═════ PROVIDED RECORDS

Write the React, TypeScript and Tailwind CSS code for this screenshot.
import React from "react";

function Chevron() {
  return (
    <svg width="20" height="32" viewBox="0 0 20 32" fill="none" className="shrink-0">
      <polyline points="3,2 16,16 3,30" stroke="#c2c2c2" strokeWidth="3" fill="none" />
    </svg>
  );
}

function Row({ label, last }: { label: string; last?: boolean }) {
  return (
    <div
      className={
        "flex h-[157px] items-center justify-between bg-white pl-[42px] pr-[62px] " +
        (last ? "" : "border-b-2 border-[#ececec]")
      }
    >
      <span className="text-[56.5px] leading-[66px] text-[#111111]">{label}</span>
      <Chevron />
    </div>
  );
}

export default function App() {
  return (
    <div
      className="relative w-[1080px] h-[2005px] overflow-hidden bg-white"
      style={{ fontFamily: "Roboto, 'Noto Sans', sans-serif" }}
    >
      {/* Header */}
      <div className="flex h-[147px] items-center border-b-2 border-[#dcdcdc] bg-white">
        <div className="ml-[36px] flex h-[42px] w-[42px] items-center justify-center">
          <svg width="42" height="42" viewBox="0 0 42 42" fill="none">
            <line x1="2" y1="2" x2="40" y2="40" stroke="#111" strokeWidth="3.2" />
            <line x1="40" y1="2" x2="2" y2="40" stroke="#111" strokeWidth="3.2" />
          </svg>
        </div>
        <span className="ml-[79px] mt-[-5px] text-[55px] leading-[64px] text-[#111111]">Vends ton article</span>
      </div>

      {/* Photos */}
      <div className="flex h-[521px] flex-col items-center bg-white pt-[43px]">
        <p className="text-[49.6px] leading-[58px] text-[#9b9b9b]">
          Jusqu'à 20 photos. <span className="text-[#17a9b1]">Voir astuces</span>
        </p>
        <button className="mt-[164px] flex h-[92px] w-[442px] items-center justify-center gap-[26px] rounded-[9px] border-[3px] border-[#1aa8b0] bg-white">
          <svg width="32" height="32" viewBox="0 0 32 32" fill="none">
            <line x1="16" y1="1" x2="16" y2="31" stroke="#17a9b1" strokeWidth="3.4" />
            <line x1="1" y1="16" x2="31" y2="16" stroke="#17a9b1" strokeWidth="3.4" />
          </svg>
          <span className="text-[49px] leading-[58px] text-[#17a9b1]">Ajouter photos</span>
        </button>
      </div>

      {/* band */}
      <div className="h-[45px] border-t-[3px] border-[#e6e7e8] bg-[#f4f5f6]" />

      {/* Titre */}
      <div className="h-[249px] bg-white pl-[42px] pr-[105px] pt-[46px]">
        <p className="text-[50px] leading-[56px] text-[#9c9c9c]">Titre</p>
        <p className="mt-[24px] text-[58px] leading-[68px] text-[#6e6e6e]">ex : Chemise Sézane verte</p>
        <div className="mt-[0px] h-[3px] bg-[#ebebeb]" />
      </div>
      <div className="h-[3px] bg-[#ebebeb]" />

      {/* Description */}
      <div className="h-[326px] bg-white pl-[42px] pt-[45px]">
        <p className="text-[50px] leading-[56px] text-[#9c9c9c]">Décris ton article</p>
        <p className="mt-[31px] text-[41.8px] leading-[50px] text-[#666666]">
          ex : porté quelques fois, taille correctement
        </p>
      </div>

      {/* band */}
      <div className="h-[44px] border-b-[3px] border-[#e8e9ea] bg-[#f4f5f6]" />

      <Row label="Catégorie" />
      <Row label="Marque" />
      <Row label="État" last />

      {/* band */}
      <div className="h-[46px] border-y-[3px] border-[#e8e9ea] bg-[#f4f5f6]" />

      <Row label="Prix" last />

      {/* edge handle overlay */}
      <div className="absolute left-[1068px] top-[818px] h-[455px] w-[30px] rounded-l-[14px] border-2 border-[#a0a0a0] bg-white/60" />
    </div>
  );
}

══════════
═════ PROVIDED RECORDS

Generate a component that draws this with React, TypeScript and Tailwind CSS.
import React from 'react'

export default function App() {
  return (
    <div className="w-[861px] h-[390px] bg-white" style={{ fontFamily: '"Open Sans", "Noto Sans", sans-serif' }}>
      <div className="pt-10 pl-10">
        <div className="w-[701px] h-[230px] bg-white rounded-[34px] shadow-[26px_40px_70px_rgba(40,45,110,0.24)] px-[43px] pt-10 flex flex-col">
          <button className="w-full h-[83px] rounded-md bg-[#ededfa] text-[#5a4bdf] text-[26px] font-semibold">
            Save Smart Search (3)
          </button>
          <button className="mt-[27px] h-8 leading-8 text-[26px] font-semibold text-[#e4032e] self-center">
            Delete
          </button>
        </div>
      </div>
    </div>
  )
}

══════════

EXERCISE BRIEF
Exactly the lines from the one holding "Generate a component" through the one holding "import React from 'react'" should be printed, ends included.

SOLUTION TO THE PROBLEM
Generate a component that draws this with React, TypeScript and Tailwind CSS.
import React from 'react'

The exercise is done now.